■ **INSTRUCTIONS TO FOLLOW**
In this exercise, return the whole listing exactly, excluding any images.
[STORED DATA start]
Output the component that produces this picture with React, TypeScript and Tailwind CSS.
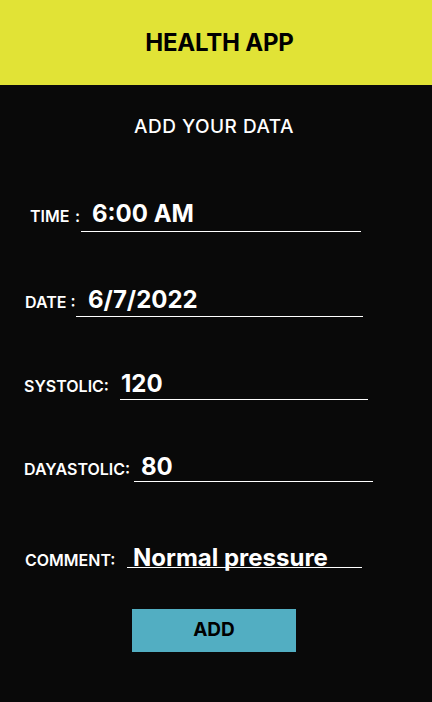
import React from "react";

interface FieldRowProps {
  label: React.ReactNode;
  value: string;
  rowClass: string;
  labelClass: string;
  lineClass: string;
  valueClass?: string;
}

function FieldRow({ label, value, rowClass, labelClass, lineClass, valueClass }: FieldRowProps) {
  return (
    <div className={`flex items-baseline ${rowClass}`}>
      <div className={`shrink-0 text-[16px] font-semibold leading-5 text-white ${labelClass}`}>{label}</div>
      <div className={`shrink-0 border-b border-white ${lineClass}`}>
        <span className={`block text-[24px] font-bold text-white ${valueClass ?? "leading-[28px]"}`}>{value}</span>
      </div>
    </div>
  );
}

export default function App() {
  return (
    <div className="w-[432px] h-[702px] bg-[#090909] font-['Inter','Liberation_Sans',sans-serif] flex flex-col">
      {/* header */}
      <div className="h-[85px] bg-[#e1e336] flex items-center justify-center pl-[7px]">
        <h1 className="text-[24px] font-bold text-black tracking-[-0.2px]">HEALTH APP</h1>
      </div>

      <h2 className="mt-[30px] text-center text-[19px] leading-6 font-medium tracking-[0.5px] text-white pr-[4px]">
        ADD YOUR DATA
      </h2>

      <FieldRow
        rowClass="mt-[61px] pl-[30px]"
        labelClass="w-[51px] flex justify-between pr-[1px]"
        label={<><span>TIME</span><span>:</span></>}
        lineClass="w-[280px] pl-[11px] pb-[3px]"
        value="6:00 AM"
      />
      <FieldRow
        rowClass="mt-[54px] pl-[25px]"
        labelClass="w-[51px]"
        label="DATE :"
        lineClass="w-[287px] pl-[12px] pb-[2px]"
        value="6/7/2022"
      />
      <FieldRow
        rowClass="mt-[53px] pl-[24px]"
        labelClass="w-[96px]"
        label="SYSTOLIC:"
        lineClass="w-[248px] pl-[1px] pb-[1px]"
        value="120"
      />
      <FieldRow
        rowClass="mt-[53px] pl-[24px]"
        labelClass="w-[110px]"
        label="DAYASTOLIC:"
        lineClass="w-[239px] pl-[7px]"
        value="80"
      />
      <FieldRow
        rowClass="mt-[67px] pl-[25px]"
        labelClass="w-[102px]"
        label="COMMENT:"
        lineClass="w-[235px] pl-[6px]"
        valueClass="leading-[18px] text-[23px]"
        value="Normal pressure"
      />

      <button className="mt-[39px] ml-[132px] w-[164px] h-[43px] bg-[#52aec2] text-black text-[19px] font-bold">
        ADD
      </button>
    </div>
  );
}
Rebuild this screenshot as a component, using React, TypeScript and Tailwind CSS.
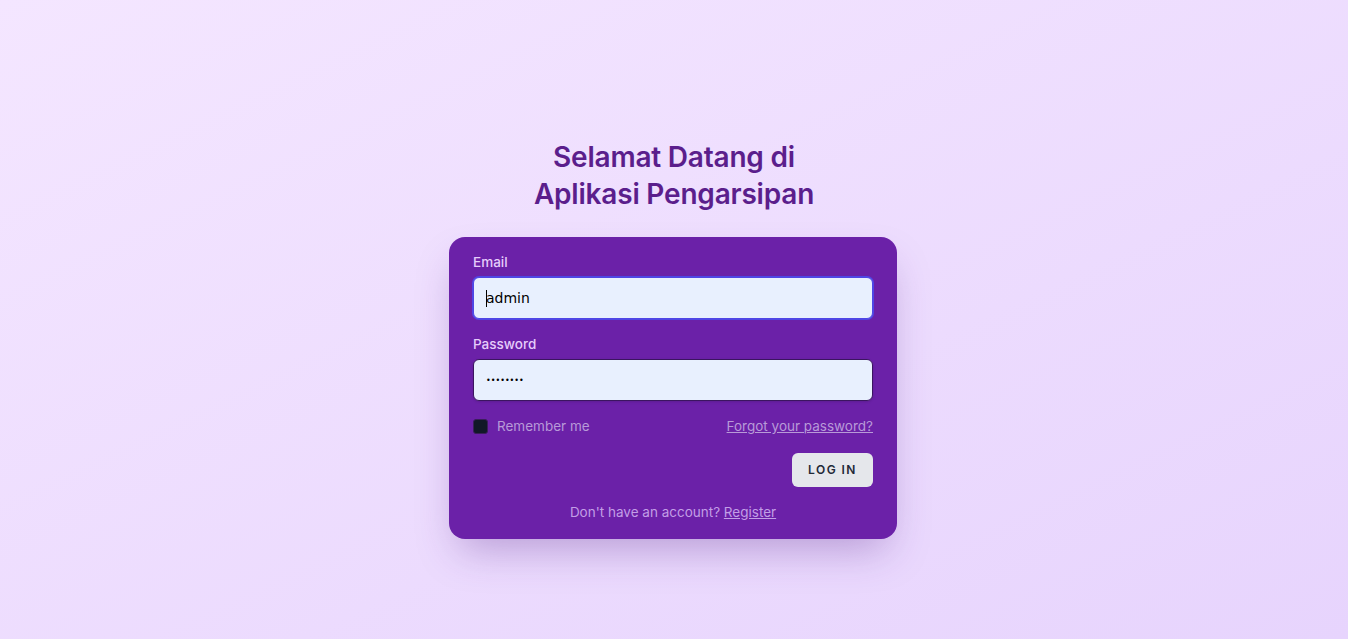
import React from "react";

export default function App() {
  return (
    <div
      className="min-h-screen w-full bg-gradient-to-br from-[#f4e6ff] to-[#e7d4fd] flex flex-col items-center pt-[139px]"
      style={{ fontFamily: "Inter, 'Noto Sans', sans-serif" }}
    >
      <h1 className="text-center text-[28px] leading-[37px] font-semibold text-[#5b1e8c] tracking-[-0.2px]">
        Selamat Datang di
        <br />
        Aplikasi Pengarsipan
      </h1>

      <div className="mt-[24px] mr-[2px] w-[448px] rounded-2xl bg-[#6b21a8] px-6 pt-[15px] pb-[16px] shadow-[0_20px_40px_-10px_rgba(90,40,140,0.35)]">
        <form onSubmit={(e) => e.preventDefault()}>
          <label className="block text-[13.5px] leading-5 font-medium text-[#e6cdfb]">Email</label>
          <div className="relative mt-[5px]">
            <input
              type="text"
              defaultValue="admin"
              className="block h-[42px] w-full rounded-md border border-[#4f46e5] bg-[#e8f0fe] px-[12px] text-[14px] text-black outline-none ring-1 ring-[#4f46e5]"
              style={{ fontFamily: "'DejaVu Sans', sans-serif" }}
            />
            <span className="absolute left-[13px] top-[13px] h-[17px] w-px bg-black" />
          </div>

          <label className="mt-[15px] block text-[13.5px] leading-5 font-medium text-[#e6cdfb]">Password</label>
          <input
            type="password"
            defaultValue="12345678"
            className="mt-[5px] block h-[42px] w-full rounded-md border border-[#3b1560] bg-[#e8f0fe] px-[12px] text-[8px] text-black shadow-sm outline-none"
            style={{ fontFamily: "'DejaVu Sans', sans-serif" }}
          />

          <div className="mt-[15px] flex items-center justify-between">
            <label className="flex items-center">
              <span className="block h-[15px] w-[15px] rounded-[3px] border border-[#3a1e5a] bg-[#111827]" />
              <span className="ml-[9px] text-[13.5px] text-[#b89ad8]">Remember me</span>
            </label>
            <a href="#" className="text-[13.5px] text-[#b89ad8] underline">
              Forgot your password?
            </a>
          </div>

          <div className="mt-[17px] flex justify-end">
            <button
              type="submit"
              className="h-[34px] w-[81px] rounded-md bg-[#e5e7eb] text-[12px] font-semibold uppercase tracking-[0.12em] text-[#1f2937]"
            >
              Log in
            </button>
          </div>

          <p className="mt-[15px] text-center text-[13.5px] text-[#c29ee6]">
            Don't have an account?{" "}
            <a href="#" className="underline">
              Register
            </a>
          </p>
        </form>
      </div>
    </div>
  );
}
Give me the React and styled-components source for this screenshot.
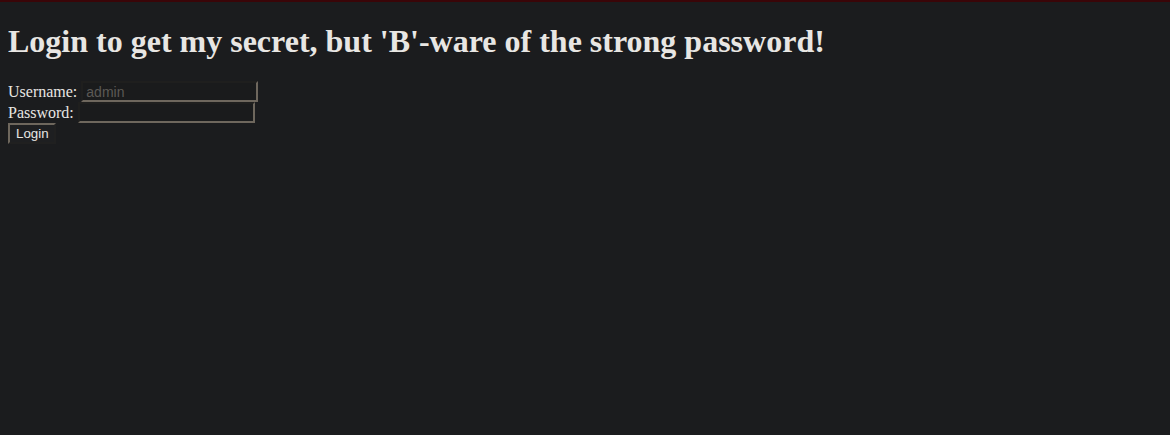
[STORED DATA end]
■ **REPLY TO THE EXERCISE**
Output the component that produces this picture with React, TypeScript and Tailwind CSS.
import React from "react";

interface FieldRowProps {
  label: React.ReactNode;
  value: string;
  rowClass: string;
  labelClass: string;
  lineClass: string;
  valueClass?: string;
}

function FieldRow({ label, value, rowClass, labelClass, lineClass, valueClass }: FieldRowProps) {
  return (
    <div className={`flex items-baseline ${rowClass}`}>
      <div className={`shrink-0 text-[16px] font-semibold leading-5 text-white ${labelClass}`}>{label}</div>
      <div className={`shrink-0 border-b border-white ${lineClass}`}>
        <span className={`block text-[24px] font-bold text-white ${valueClass ?? "leading-[28px]"}`}>{value}</span>
      </div>
    </div>
  );
}

export default function App() {
  return (
    <div className="w-[432px] h-[702px] bg-[#090909] font-['Inter','Liberation_Sans',sans-serif] flex flex-col">
      {/* header */}
      <div className="h-[85px] bg-[#e1e336] flex items-center justify-center pl-[7px]">
        <h1 className="text-[24px] font-bold text-black tracking-[-0.2px]">HEALTH APP</h1>
      </div>

      <h2 className="mt-[30px] text-center text-[19px] leading-6 font-medium tracking-[0.5px] text-white pr-[4px]">
        ADD YOUR DATA
      </h2>

      <FieldRow
        rowClass="mt-[61px] pl-[30px]"
        labelClass="w-[51px] flex justify-between pr-[1px]"
        label={<><span>TIME</span><span>:</span></>}
        lineClass="w-[280px] pl-[11px] pb-[3px]"
        value="6:00 AM"
      />
      <FieldRow
        rowClass="mt-[54px] pl-[25px]"
        labelClass="w-[51px]"
        label="DATE :"
        lineClass="w-[287px] pl-[12px] pb-[2px]"
        value="6/7/2022"
      />
      <FieldRow
        rowClass="mt-[53px] pl-[24px]"
        labelClass="w-[96px]"
        label="SYSTOLIC:"
        lineClass="w-[248px] pl-[1px] pb-[1px]"
        value="120"
      />
      <FieldRow
        rowClass="mt-[53px] pl-[24px]"
        labelClass="w-[110px]"
        label="DAYASTOLIC:"
        lineClass="w-[239px] pl-[7px]"
        value="80"
      />
      <FieldRow
        rowClass="mt-[67px] pl-[25px]"
        labelClass="w-[102px]"
        label="COMMENT:"
        lineClass="w-[235px] pl-[6px]"
        valueClass="leading-[18px] text-[23px]"
        value="Normal pressure"
      />

      <button className="mt-[39px] ml-[132px] w-[164px] h-[43px] bg-[#52aec2] text-black text-[19px] font-bold">
        ADD
      </button>
    </div>
  );
}
Rebuild this screenshot as a component, using React, TypeScript and Tailwind CSS.
import React from "react";

export default function App() {
  return (
    <div
      className="min-h-screen w-full bg-gradient-to-br from-[#f4e6ff] to-[#e7d4fd] flex flex-col items-center pt-[139px]"
      style={{ fontFamily: "Inter, 'Noto Sans', sans-serif" }}
    >
      <h1 className="text-center text-[28px] leading-[37px] font-semibold text-[#5b1e8c] tracking-[-0.2px]">
        Selamat Datang di
        <br />
        Aplikasi Pengarsipan
      </h1>

      <div className="mt-[24px] mr-[2px] w-[448px] rounded-2xl bg-[#6b21a8] px-6 pt-[15px] pb-[16px] shadow-[0_20px_40px_-10px_rgba(90,40,140,0.35)]">
        <form onSubmit={(e) => e.preventDefault()}>
          <label className="block text-[13.5px] leading-5 font-medium text-[#e6cdfb]">Email</label>
          <div className="relative mt-[5px]">
            <input
              type="text"
              defaultValue="admin"
              className="block h-[42px] w-full rounded-md border border-[#4f46e5] bg-[#e8f0fe] px-[12px] text-[14px] text-black outline-none ring-1 ring-[#4f46e5]"
              style={{ fontFamily: "'DejaVu Sans', sans-serif" }}
            />
            <span className="absolute left-[13px] top-[13px] h-[17px] w-px bg-black" />
          </div>

          <label className="mt-[15px] block text-[13.5px] leading-5 font-medium text-[#e6cdfb]">Password</label>
          <input
            type="password"
            defaultValue="12345678"
            className="mt-[5px] block h-[42px] w-full rounded-md border border-[#3b1560] bg-[#e8f0fe] px-[12px] text-[8px] text-black shadow-sm outline-none"
            style={{ fontFamily: "'DejaVu Sans', sans-serif" }}
          />

          <div className="mt-[15px] flex items-center justify-between">
            <label className="flex items-center">
              <span className="block h-[15px] w-[15px] rounded-[3px] border border-[#3a1e5a] bg-[#111827]" />
              <span className="ml-[9px] text-[13.5px] text-[#b89ad8]">Remember me</span>
            </label>
            <a href="#" className="text-[13.5px] text-[#b89ad8] underline">
              Forgot your password?
            </a>
          </div>

          <div className="mt-[17px] flex justify-end">
            <button
              type="submit"
              className="h-[34px] w-[81px] rounded-md bg-[#e5e7eb] text-[12px] font-semibold uppercase tracking-[0.12em] text-[#1f2937]"
            >
              Log in
            </button>
          </div>

          <p className="mt-[15px] text-center text-[13.5px] text-[#c29ee6]">
            Don't have an account?{" "}
            <a href="#" className="underline">
              Register
            </a>
          </p>
        </form>
      </div>
    </div>
  );
}
Give me the React and styled-components source for this screenshot.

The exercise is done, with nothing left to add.